The specific Guidance on Intermediates describes when and how the specific
provisions for the registration of intermediates under REACH can be used.
Do I have to register a substance occurring in nature if I have to apply a process to extract this substance, e.g.
extracting wool wax from wool fibres?
Substances occurring in nature are exempted from the duty to register in
accordance with Article 2(7)(b) and Annex V, point 8 of REACH, as long as
they are not chemically modified or classified as dangerous in accordance
with Directive 67/548/EEC. For answering the question, if a process can be
applied to extract such a substance without the need for registration, it has to
be verified if the process applied is one of those listed in Article 3 (39) of the
REACH Regulation. If this is the case, the substance still qualifies as
substance that occurs in nature.
Applied to the example above, there is at first sight no obligation to register
wool wax as such, as it is a substance occurring in nature. To remove the
wool wax from the wool fibre, a process may be applied that may include a
treatment with detergents as wool wax is insoluble in water. When detergents
are used during the process, the question is if the extracted wool wax can still
be considered as a substance which occurs in nature.

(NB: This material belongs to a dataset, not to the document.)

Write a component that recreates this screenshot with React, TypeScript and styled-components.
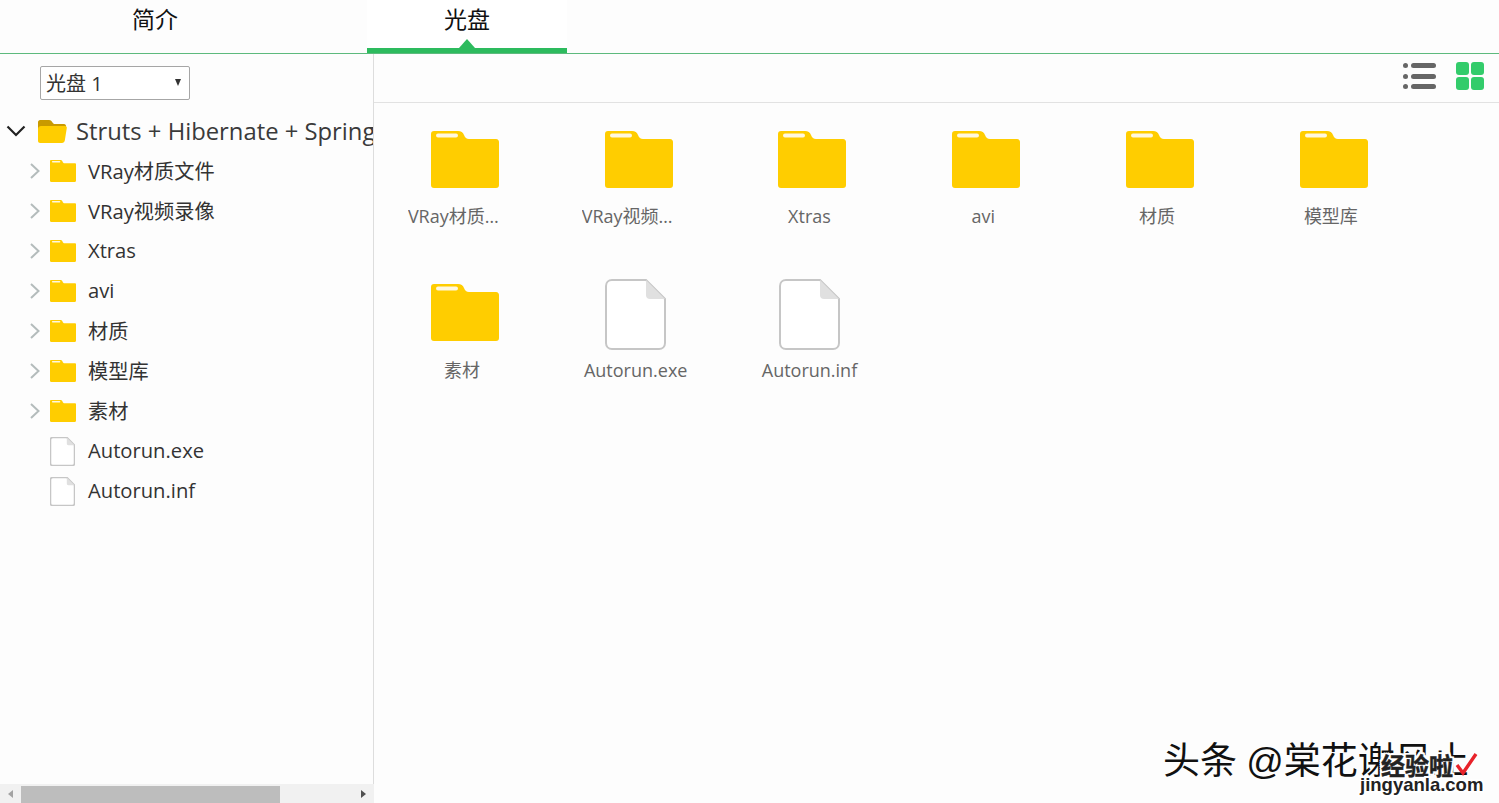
import React from "react";
import styled, { createGlobalStyle } from "styled-components";

const fontStack = `"Open Sans", "Noto Sans CJK SC", sans-serif`;

const Global = createGlobalStyle`
  html, body { margin: 0; padding: 0; height: 100%; background: #fdfdfd; overflow: hidden; }
  #root { height: 100%; }
  * { box-sizing: border-box; }
`;

const Page = styled.div`
  position: relative;
  width: 1499px;
  height: 803px;
  overflow: hidden;
  display: flex;
  flex-direction: column;
  font-family: ${fontStack};
  color: #333;
  background: #fdfdfd;
`;

const TabBar = styled.div`
  flex: none;
  height: 54px;
  display: flex;
  gap: 112px;
  padding-left: 55px;
  border-bottom: 1px solid #5dba7d;
`;

const Tab = styled.div<{ $active?: boolean }>`
  position: relative;
  width: 200px;
  height: 53px;
  padding-top: 2px;
  text-align: center;
  font-size: 23px;
  line-height: 35px;
  color: #111;
  background: ${(p) => (p.$active ? "#fff" : "transparent")};
  border-bottom: ${(p) => (p.$active ? "5px solid #2dbb5e" : "none")};
  ${(p) =>
    p.$active
      ? `&::after {
    content: "";
    position: absolute;
    left: 92px;
    bottom: 0;
    border-left: 8px solid transparent;
    border-right: 8px solid transparent;
    border-bottom: 9px solid #2dbb5e;
  }`
      : ""}
`;

const Body = styled.div`
  flex: 1;
  min-height: 0;
  display: flex;
`;

const Sidebar = styled.aside`
  flex: none;
  width: 374px;
  display: flex;
  flex-direction: column;
  border-right: 1px solid #ddd;
`;

const SelectRow = styled.div`
  flex: none;
  height: 57px;
  padding: 12px 0 0 40px;
`;

const SelectBox = styled.div`
  position: relative;
  width: 150px;
  height: 34px;
  &::after {
    content: "";
    position: absolute;
    right: 9px;
    top: 13px;
    border-left: 3.5px solid transparent;
    border-right: 3.5px solid transparent;
    border-top: 7px solid #333;
    pointer-events: none;
  }
`;

const DiscSelect = styled.select`
  width: 100%;
  height: 100%;
  appearance: none;
  padding: 0 0 0 5px;
  font-family: ${fontStack};
  font-size: 20px;
  color: #333;
  background: #fff;
  border: 1px solid #a6a6a6;
  border-radius: 2px;
`;

const Tree = styled.div`
  flex: 1;
  min-height: 0;
  overflow: hidden;
`;

const RootRow = styled.div`
  height: 40px;
  display: flex;
  align-items: center;
  padding-left: 6px;
  font-size: 23.8px;
  white-space: nowrap;
  color: #3a3a3a;
`;

const TreeRow = styled.div`
  height: 40px;
  display: flex;
  align-items: center;
  padding-left: 29px;
  font-size: 20.2px;
  white-space: nowrap;
  color: #333;
`;

const RowText = styled.span`
  display: block;
  margin-top: -2px;
`;

const RootText = styled.span`
  display: block;
`;

const Arrow = styled.span`
  flex: none;
  width: 21px;
  height: 20px;
  display: flex;
  align-items: center;
`;

const RootArrow = styled.span`
  flex: none;
  width: 32px;
  height: 20px;
  display: flex;
  align-items: center;
`;

const TreeIcon = styled.span`
  flex: none;
  width: 38px;
  display: flex;
  align-items: center;
`;

const RootIcon = styled.span`
  flex: none;
  width: 38px;
  display: flex;
  align-items: center;
`;

const ScrollTrack = styled.div`
  flex: none;
  height: 19px;
  display: flex;
  align-items: stretch;
  background: #f1f1f1;
  margin-right: -1px;
`;

const ScrollButton = styled.span`
  flex: none;
  width: 21px;
  display: flex;
  align-items: center;
  justify-content: center;
`;

const ScrollThumb = styled.span`
  flex: none;
  width: 259px;
  margin-top: 2px;
  background: #bdbdbd;
`;

const ScrollRest = styled.span`
  flex: 1;
`;

const LeftTri = styled.span`
  border-top: 4px solid transparent;
  border-bottom: 4px solid transparent;
  border-right: 5px solid #a3a3a3;
`;

const RightTri = styled.span`
  border-top: 4px solid transparent;
  border-bottom: 4px solid transparent;
  border-left: 5px solid #505050;
`;

const Main = styled.main`
  flex: 1;
  min-width: 0;
  display: flex;
  flex-direction: column;
`;

const Toolbar = styled.div`
  flex: none;
  height: 49px;
  display: flex;
  justify-content: flex-end;
  align-items: flex-start;
  gap: 20px;
  padding: 8px 15px 0 0;
  border-bottom: 1px solid #e2e2e2;
`;

const ListIcon = styled.div`
  width: 33px;
  height: 28px;
  display: flex;
  flex-direction: column;
  justify-content: space-between;
  padding: 1px 0;
`;

const ListLine = styled.div`
  height: 5px;
  display: flex;
  gap: 3px;
  &::before {
    content: "";
    width: 5px;
    border-radius: 50%;
    background: #666;
  }
  &::after {
    content: "";
    flex: 1;
    border-radius: 3px;
    background: #666;
  }
`;

const GridIcon = styled.div`
  width: 28px;
  height: 28px;
  display: grid;
  grid-template-columns: 13px 13px;
  grid-template-rows: 13px 13px;
  gap: 2px;
`;

const GridCell = styled.span`
  border-radius: 3px;
  background: #33cc6b;
`;

const FileGrid = styled.div`
  display: grid;
  grid-template-columns: repeat(6, 173.8px);
  grid-auto-rows: 153.5px;
  padding: 20.6px 0 0 1px;
`;

const Item = styled.div`
  display: flex;
  flex-direction: column;
  align-items: center;
`;

const ItemIcon = styled.div<{ $file?: boolean }>`
  height: 74px;
  margin-left: ${(p) => (p.$file ? "0" : "6px")};
  padding-top: ${(p) => (p.$file ? "2px" : "7px")};
`;

const ItemLabel = styled.div`
  width: 108px;
  margin-top: 5.9px;
  font-size: 18px;
  line-height: 26px;
  color: #666;
  text-align: center;
  white-space: nowrap;
  overflow: hidden;
  text-overflow: ellipsis;
`;

const Watermark = styled.div`
  position: absolute;
  left: 1163px;
  top: 735px;
  font-family: "Noto Sans CJK SC", sans-serif;
  font-size: 37px;
  line-height: 46px;
  word-spacing: 1px;
  color: #111;
  white-space: nowrap;
`;

const WatermarkAt = styled.span`
  font-family: "Liberation Sans", sans-serif;
`;

const StampCn = styled.div`
  position: absolute;
  left: 1381px;
  top: 750px;
  font-family: "Noto Sans CJK SC", sans-serif;
  font-weight: 700;
  font-size: 24px;
  line-height: 30px;
  color: #222;
  -webkit-text-stroke: 0.5px #222;
  text-shadow: 2px 0 #fff, -2px 0 #fff, 0 2px #fff, 0 -2px #fff, 2px 2px #fff, -2px -2px #fff, 2px -2px #fff, -2px 2px #fff;
  white-space: nowrap;
`;

const StampEn = styled.div`
  position: absolute;
  left: 1360px;
  top: 773px;
  font-family: "Liberation Sans", sans-serif;
  font-weight: 700;
  font-size: 18.5px;
  line-height: 24px;
  color: #222;
  text-shadow: 2px 0 #fff, -2px 0 #fff, 0 2px #fff, 0 -2px #fff, 2px 2px #fff, -2px -2px #fff, 2px -2px #fff, -2px 2px #fff;
  white-space: nowrap;
`;

const StampCheck = styled.svg`
  position: absolute;
  left: 1455px;
  top: 752px;
`;

const FolderGlyph = ({ w, h }: { w: number; h: number }) => (
  <svg width={w} height={h} viewBox="0 0 68 57" style={{ display: "block" }}>
    <path
      d="M3 0H27C30 0 32 1.5 33 4C34 6.5 35.5 8 38 8H65C67 8 68 9.5 68 11V54C68 56 67 57 65 57H3C1 57 0 56 0 54V3C0 1 1 0 3 0Z"
      fill="#ffcd00"
    />
    <rect x="5" y="2.5" width="22" height="4" rx="2" fill="#fff8e0" />
  </svg>
);

const OpenFolderGlyph = () => (
  <svg width="29" height="23" viewBox="0 0 29 23" style={{ display: "block" }}>
    <path d="M2 0H11C13 0 13.5 1 14.5 2.5C15 3.3 15.5 4 17 4H26C27.5 4 28 5 28 6V12H0V2C0 1 1 0 2 0Z" fill="#c99a00" />
    <path d="M3 6H27C28.5 6 29 7 28.8 8L26.8 20.5C26.5 22 25.5 23 24 23H2C1 23 0 22 0 21V9C0 7 1.5 6 3 6Z" fill="#ffcd00" />
  </svg>
);

const FileGlyph = ({ w, h, sw }: { w: number; h: number; sw: number }) => (
  <svg width={w} height={h} viewBox="0 0 61 71" style={{ display: "block" }}>
    <path
      d="M7 1H41L60 20V64C60 67.5 57.5 70 54 70H7C3.5 70 1 67.5 1 64V7C1 3.5 3.5 1 7 1Z"
      fill="#fff"
      stroke="#c6c6c6"
      strokeWidth={sw}
    />
    <path d="M41 1L60 20H45C42.5 20 41 18.5 41 16V1Z" fill="#e0e0e0" />
  </svg>
);

const ChevronRight = () => (
  <svg width="12" height="18" viewBox="0 0 12 18" style={{ display: "block" }}>
    <path d="M2 2L9.5 9L2 16" fill="none" stroke="#b4bcbc" strokeWidth="2" />
  </svg>
);

const ChevronDown = () => (
  <svg width="20" height="12" viewBox="0 0 20 12" style={{ display: "block" }}>
    <path d="M1.5 1.5L10 10L18.5 1.5" fill="none" stroke="#222" strokeWidth="2.2" />
  </svg>
);

type Entry = { name: string; kind: "folder" | "file" };

const entries: Entry[] = [
  { name: "VRay材质文件", kind: "folder" },
  { name: "VRay视频录像", kind: "folder" },
  { name: "Xtras", kind: "folder" },
  { name: "avi", kind: "folder" },
  { name: "材质", kind: "folder" },
  { name: "模型库", kind: "folder" },
  { name: "素材", kind: "folder" },
  { name: "Autorun.exe", kind: "file" },
  { name: "Autorun.inf", kind: "file" },
];

export default function App() {
  return (
    <Page>
      <Global />
      <TabBar>
        <Tab>简介</Tab>
        <Tab $active>光盘</Tab>
      </TabBar>
      <Body>
        <Sidebar>
          <SelectRow>
            <SelectBox>
              <DiscSelect defaultValue="1">
                <option value="1">光盘 1</option>
              </DiscSelect>
            </SelectBox>
          </SelectRow>
          <Tree>
            <RootRow>
              <RootArrow>
                <ChevronDown />
              </RootArrow>
              <RootIcon>
                <OpenFolderGlyph />
              </RootIcon>
              <RootText>Struts + Hibernate + Spring</RootText>
            </RootRow>
            {entries.map((e) => (
              <TreeRow key={e.name}>
                <Arrow>{e.kind === "folder" ? <ChevronRight /> : null}</Arrow>
                <TreeIcon>
                  {e.kind === "folder" ? <FolderGlyph w={26} h={22} /> : <FileGlyph w={25} h={29} sw={4} />}
                </TreeIcon>
                <RowText>{e.name}</RowText>
              </TreeRow>
            ))}
          </Tree>
          <ScrollTrack>
            <ScrollButton>
              <LeftTri />
            </ScrollButton>
            <ScrollThumb />
            <ScrollRest />
            <ScrollButton>
              <RightTri />
            </ScrollButton>
          </ScrollTrack>
        </Sidebar>
        <Main>
          <Toolbar>
            <ListIcon>
              <ListLine />
              <ListLine />
              <ListLine />
            </ListIcon>
            <GridIcon>
              <GridCell />
              <GridCell />
              <GridCell />
              <GridCell />
            </GridIcon>
          </Toolbar>
          <FileGrid>
            {entries.map((e) => (
              <Item key={e.name}>
                <ItemIcon $file={e.kind === "file"}>
                  {e.kind === "folder" ? <FolderGlyph w={68} h={57} /> : <FileGlyph w={61} h={71} sw={2} />}
                </ItemIcon>
                <ItemLabel>{e.name}</ItemLabel>
              </Item>
            ))}
          </FileGrid>
        </Main>
      </Body>
      <Watermark>
        头条 <WatermarkAt>@</WatermarkAt>棠花谢风止
      </Watermark>
      <StampCn>经验啦</StampCn>
      <StampEn>jingyanla.com</StampEn>
      <StampCheck width="24" height="24" viewBox="0 0 24 24">
        <path d="M2 13L8 21L21 2" fill="none" stroke="#e8222a" strokeWidth="3.4" />
      </StampCheck>
    </Page>
  );
}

As mentioned, it has to
be verified, if the process applied is one of those listed in Article 3 (39) of the
REACH Regulation. If this is the case, the substance still qualifies as
substance that occurs in nature. If, for example, the wool wax is processed by
using “flotation” which is a well defined process mentioned in Article 3(39) and
may include treatment with detergents, the wool wax still can be regarded as
a substance which occurs in nature. However, it is important to remember that
it is up to the manufacturer to assess the process applied and to determine if
the definition of Article 3 (39) is applicable or not.